The results were immediate. Ethan was up and running in under 10 minutes, connecting to his data sources and generating actionable insights within the same session. From hypothesis to insight, data analysis now takes 80% less time than before. 

What would normally take the team multiple hours or days to build - workflows, data apps, dashboards - could now be accomplished in just minutes. That made the team roughly 20 times faster at building those assets. 

And the intelligence doesn't sit in one person's environment. Fabi's native Slack integration automatically delivers weekly product metrics and AI-generated summaries to the entire team, creating shared situational awareness without anyone having to remember to pull and distribute a report.

Ethan described the experience directly: "The AI writes SQL way faster than I would. It's like giving a task to an intern and letting them crank for three hours, except it's two minutes of AI time. Then I can come back and ask it to make adjustments as needed."

The strategic impact is what matters most. Gauge avoided hiring a dedicated data analyst or data scientist while achieving analytics capabilities that would typically require both. 

No engineering resources were diverted from core product development. When Gauge does eventually bring on dedicated data talent, that person won't need to spend months building basic analytics infrastructure from scratch-they can focus immediately on the strategic product insights that will actually move the business forward. 

"Our product strategy comes directly from consuming tons of data and answering questions with data," Ethan said. "If I had to wait a week for every piece of data, I would be completely ineffective. And that would set us back competitively."

Getting started: A practical approach for lean teams

Implementing an AI BI platform effectively doesn't require a data warehouse, a clean data model, or a technical champion with months of free time. 

The most effective path is to start with the data sources you already have - databases, spreadsheets, SaaS tools - and connect them directly. Traditional BI tools demand perfectly structured datasets before they'll produce anything useful. By contrast, AI-native platforms work with messy, real-world data. They allow data modeling to happen iteratively rather than as a prerequisite.

Focus first on the high-volume, repetitive requests that are currently consuming the most engineering or founder time. Those are the workflows where automation delivers the most immediate value and where streamlining data analytics operations pays off fastest. 

Natural language queries let non-technical users get answers without writing SQL or waiting for an analyst to respond to a ticket. So prioritize empowering semi-technical users first. Focus on product managers and customer success leads who understand the business context well enough to validate whether an AI-generated result makes sense. 

The human validation layer is what keeps self-service analytics trustworthy at scale. Keep humans in the loop: let AI handle code generation and initial analysis, while relying on business experts to provide the strategic interpretation and catch the moments when the data tells a story that doesn't quite match reality.

The new data hiring playbook

The data team hiring playbook is being rewritten.
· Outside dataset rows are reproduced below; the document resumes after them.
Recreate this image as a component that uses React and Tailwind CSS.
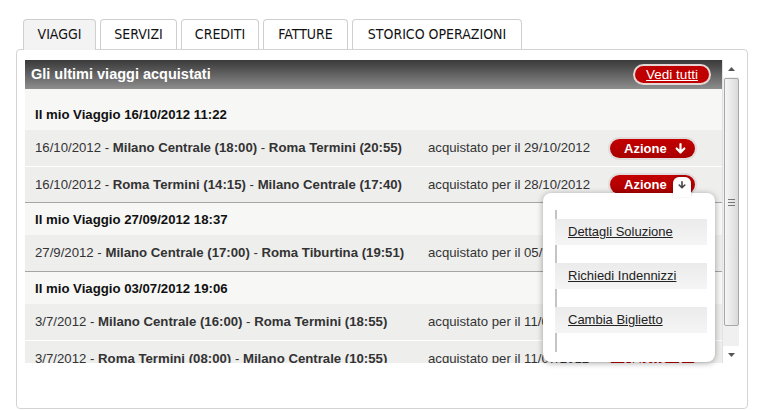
import React from "react";

const groups = [
  {
    title: "Il mio Viaggio 16/10/2012 11:22",
    rows: [
      ["16/10/2012", "Milano Centrale (18:00)", "Roma Termini (20:55)", "29/10/2012"],
      ["16/10/2012", "Roma Termini (14:15)", "Milano Centrale (17:40)", "28/10/2012"],
    ],
  },
  {
    title: "Il mio Viaggio 27/09/2012 18:37",
    rows: [["27/9/2012", "Milano Centrale (17:00)", "Roma Tiburtina (19:51)", "05/10/2012"]],
  },
  {
    title: "Il mio Viaggio 03/07/2012 19:06",
    rows: [
      ["3/7/2012", "Milano Centrale (16:00)", "Roma Termini (18:55)", "11/07/2012"],
      ["3/7/2012", "Roma Termini (08:00)", "Milano Centrale (10:55)", "11/07/2012"],
    ],
  },
];

const tabs = [
  { label: "VIAGGI", w: "w-[73px]", active: true },
  { label: "SERVIZI", w: "w-[77px]" },
  { label: "CREDITI", w: "w-[78px]" },
  { label: "FATTURE", w: "w-[85px]" },
  { label: "STORICO OPERAZIONI", w: "w-[170px]" },
];

function DownArrow({ color = "#fff", size = 11, sw = 2 }) {
  return (
    <svg width={size} height={size} viewBox="0 0 10 10">
      <path d="M5 1 V8.5 M1.5 5 L5 8.5 L8.5 5" stroke={color} strokeWidth={sw} fill="none" strokeLinecap="round" strokeLinejoin="round" />
    </svg>
  );
}

function Azione() {
  return (
    <div className="w-[89px] h-[23px] rounded-full bg-[#e2dcdc] p-[2px] shrink-0">
      <div className="w-full h-full rounded-full bg-gradient-to-b from-[#c40000] to-[#a80000] flex items-center pl-[14px] pr-[9px] justify-between">
        <span className="text-white font-bold text-[13px] leading-none">Azione</span>
        <DownArrow />
      </div>
    </div>
  );
}

function Row({ r, first }) {
  return (
    <div className={`flex items-center h-[36px] bg-[#eeeeed] pl-[10px] text-[13.2px] text-[#333] ${first ? "" : "border-t border-white"}`}>
      <div className="w-[393px] shrink-0 whitespace-nowrap">
        {r[0]} - <b className="font-bold">{r[1]}</b> - <b className="font-bold">{r[2]}</b>
      </div>
      <div className="w-[180px] shrink-0 whitespace-nowrap">acquistato per il {r[3]}</div>
      <Azione />
    </div>
  );
}

export default function App() {
  return (
    <div className="w-[762px] h-[410px] bg-white relative overflow-hidden" style={{ fontFamily: '"Liberation Sans", Arial, sans-serif' }}>
      <div className="pt-[19px]">
        <div className="flex gap-[4px] pl-[23px] relative z-10">
          {tabs.map((t) => (
            <div
              key={t.label}
              className={`${t.w} ${t.active ? "h-[31px] bg-[#f3f3f3]" : "h-[30px] bg-white"} border border-b-0 border-[#cfcfcf] rounded-t-[4px] flex items-center justify-center text-[14px] text-[#111] pb-[1px] whitespace-nowrap font-['DejaVu_Sans_Condensed','Liberation_Sans',sans-serif]`}
            >
              {t.label}
            </div>
          ))}
        </div>
        <div className="-mt-[1px] ml-[16px] w-[732px] h-[360px] border border-[#d4d4d4] rounded-[4px] pt-[10px] pl-[8px]">
          <div className="flex h-[303px] w-[714px]">
            <div className="w-[697px] flex flex-col overflow-hidden">
              <div className="h-[29px] shrink-0 bg-gradient-to-b from-[#3a3a3a] to-[#8e8e8e] flex items-center justify-between pl-[6px] pr-[11px]">
                <span className="text-white font-bold text-[14.5px]">Gli ultimi viaggi acquistati</span>
                <div className="w-[78px] h-[21px] rounded-full bg-[#e6d6d6] p-[2px]">
                  <div className="w-full h-full rounded-full bg-[#c00000] flex items-center justify-center">
                    <span className="text-white text-[13.5px] underline leading-none">Vedi tutti</span>
                  </div>
                </div>
              </div>
              <div className="flex-1 bg-[#f7f7f6] overflow-hidden pt-[9px]">
                {groups.map((g, gi) => (
                  <div key={gi} className={gi > 0 ? "border-t border-[#a5a5a5]" : ""}>
                    <div className="h-[32px] flex items-center pl-[10px] pt-[2px] text-[13.2px] font-bold text-[#111]">{g.title}</div>
                    {g.rows.map((r, ri) => (
                      <Row key={ri} r={r} first={ri === 0} />
                    ))}
                  </div>
                ))}
              </div>
            </div>
            <div className="w-[17px] h-[303px] bg-[#f0f0f0] border-l border-[#e2e2e2] flex flex-col items-center">
              <div className="h-[17px] w-full bg-white flex items-center justify-center">
                <svg width="7" height="4" viewBox="0 0 7 4"><path d="M0 4 L3.5 0 L7 4 Z" fill="#555" /></svg>
              </div>
              <div className="mt-[1px] w-[15px] h-[248px] border border-[#a8a8a8] rounded-[2px] bg-gradient-to-r from-[#f6f6f6] to-[#dadada] flex flex-col items-center justify-center gap-[2px]">
                <div className="w-[7px] h-px bg-[#777]" />
                <div className="w-[7px] h-px bg-[#777]" />
                <div className="w-[7px] h-px bg-[#777]" />
              </div>
              <div className="flex-1" />
              <div className="h-[17px] w-full bg-white flex items-center justify-center">
                <svg width="7" height="4" viewBox="0 0 7 4"><path d="M0 0 L3.5 4 L7 0 Z" fill="#555" /></svg>
              </div>
            </div>
          </div>
        </div>
      </div>

      <div className="absolute left-[543px] top-[193px] w-[172px] h-[169px] bg-white rounded-[8px] shadow-[0_1px_6px_rgba(0,0,0,0.35)]">
        <div className="absolute left-[12px] top-[17px] w-[2px] h-[142px] bg-[#c4c4c4]" />
        <div className="relative pt-[26px] pl-[12px] flex flex-col gap-[18px]">
          {["Dettagli Soluzione", "Richiedi Indennizzi", "Cambia Biglietto"].map((s) => (
            <div key={s} className="w-[152px] h-[26px] bg-gradient-to-b from-[#ebebeb] to-[#f5f5f5] flex items-center pl-[13px] text-[13px] text-[#222] underline">
              {s}
            </div>
          ))}
        </div>
      </div>
      <div className="absolute left-[673px] top-[177px] w-[18px] h-[20px] bg-white rounded-t-[6px] shadow-[0_-1px_3px_rgba(0,0,0,0.25)] flex items-start justify-center pt-[4px]">
        <DownArrow color="#444" size={8} sw={2} />
      </div>
    </div>
  );
}
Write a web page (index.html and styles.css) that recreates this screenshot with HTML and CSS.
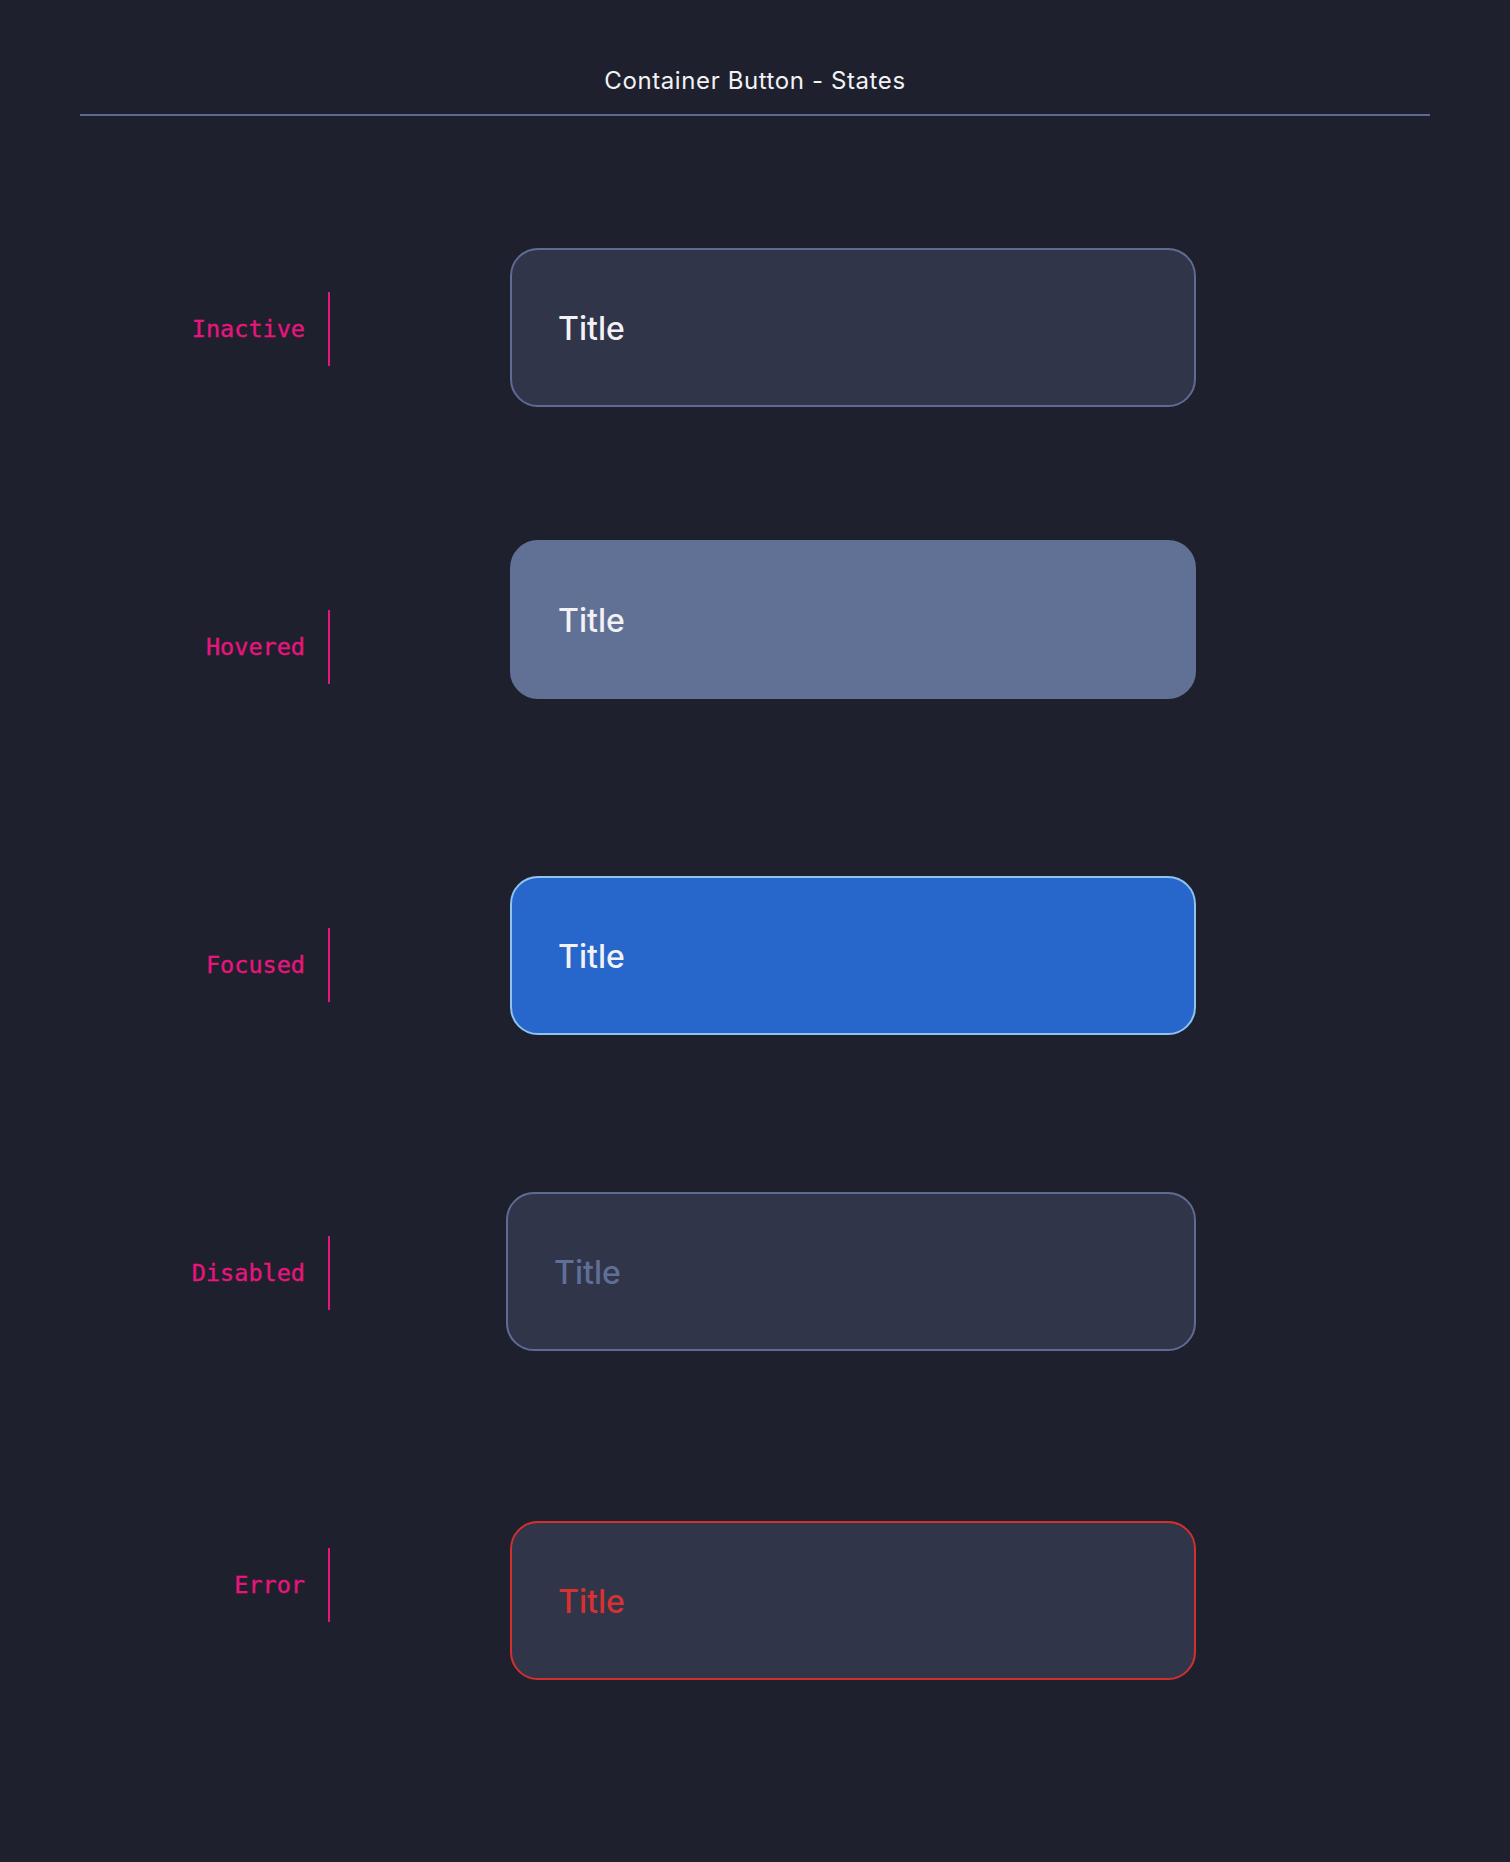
FILE: index.html
```html
<!DOCTYPE html>
<html lang="en">
<head>
<meta charset="UTF-8" />
<meta name="viewport" content="width=device-width, initial-scale=1" />
<title>Container Button - States</title>
<link rel="stylesheet" href="styles.css">
</head>
<body>

<header class="page-header">
  <h1>Container Button - States</h1>
  <div class="divider"></div>
</header>

<main class="states">
  <div class="state state-inactive">
    <div class="state-label"><span>Inactive</span></div>
    <button class="container-btn">Title</button>
  </div>

  <div class="state state-hovered">
    <div class="state-label"><span>Hovered</span></div>
    <button class="container-btn is-hovered">Title</button>
  </div>

  <div class="state state-focused">
    <div class="state-label"><span>Focused</span></div>
    <button class="container-btn is-focused">Title</button>
  </div>

  <div class="state state-disabled">
    <div class="state-label"><span>Disabled</span></div>
    <button class="container-btn is-disabled" disabled>Title</button>
  </div>

  <div class="state state-error">
    <div class="state-label"><span>Error</span></div>
    <button class="container-btn is-error">Title</button>
  </div>
</main>

</body>
</html>
```

FILE: styles.css
```css
body {
  margin: 0;
  background: #1f202d;
  color: #f2f2f5;
  font-family: Inter, "Noto Sans", sans-serif;
}

.page-header {
  padding-top: 66px;
}

.page-header h1 {
  margin: 0;
  text-align: center;
  font-size: 24px;
  font-weight: 400;
  line-height: 30px;
  letter-spacing: 0.6px;
}

.divider {
  height: 2px;
  margin: 18px 80px 0;
  background: #5b6a91;
}

.states {
  padding-bottom: 180px;
}

.state {
  display: flex;
  align-items: flex-start;
}

/* label + pink marker line */
.state-label {
  width: 330px;
  height: 74px;
  display: flex;
  justify-content: flex-end;
  align-items: center;
  gap: 23px;
  flex-shrink: 0;
  font-family: "DejaVu Sans Mono", "Liberation Mono", monospace;
  font-size: 23.5px;
  color: #e8157f;
  -webkit-text-stroke: 0.3px #e8157f;
}

.state-label::after {
  content: '';
  width: 2px;
  height: 74px;
  background: #e8157f;
}

.container-btn {
  box-sizing: border-box;
  width: 686px;
  height: 159px;
  margin-left: 180px;
  padding: 2px 0 0 46px;
  text-align: left;
  border: 2px solid #5e6c94;
  border-radius: 28px;
  background: #313549;
  color: #f2f2f5;
  font-family: Inter, "Noto Sans", sans-serif;
  font-size: 32px;
  font-weight: 500;
  cursor: pointer;
}

.is-hovered {
  background: #617196;
  border-color: #617196;
}

.is-focused {
  background: #2767cc;
  border-color: #8fc3f0;
}

.is-disabled {
  width: 690px;
  margin-left: 176px;
  color: #5f6f97;
  cursor: default;
}

.is-error {
  border-color: #d2302e;
  color: #d63232;
}

/* row spacing */
.state-inactive { margin-top: 132px; }
.state-hovered { margin-top: 133px; }
.state-focused { margin-top: 177px; }
.state-disabled { margin-top: 157px; }
.state-error { margin-top: 170px; }

.state-inactive .state-label { margin-top: 44px; }
.state-hovered .state-label { margin-top: 70px; }
.state-focused .state-label { margin-top: 52px; }
.state-disabled .state-label { margin-top: 44px; }
.state-error .state-label { margin-top: 27px; }
```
AI BI platforms don't eliminate the need for data professionals. They change when you hire them, and what they do when they arrive. 

Startups that adopt AI-native analytics tools can maintain sophisticated, data-driven decision-making at a fraction of the traditional cost. They can defer expensive hires until the moment those hires can have maximum strategic impact, rather than spending most of their time writing queries that a machine could generate in seconds.

When those hires do happen, they'll step into an environment where the infrastructure is already built, the self-service is already running, and their job is to make the organization smarter - not to keep the lights on. That's a better job for the data professional, and a better return on investment for the company.

AI is changing how we all approach data teams. You can continue to stick to the old playbook and manually code every query. Or, you can take advantage of the power provided by AI BI platforms to get the insights you need to run your business at a fraction of the usual cost.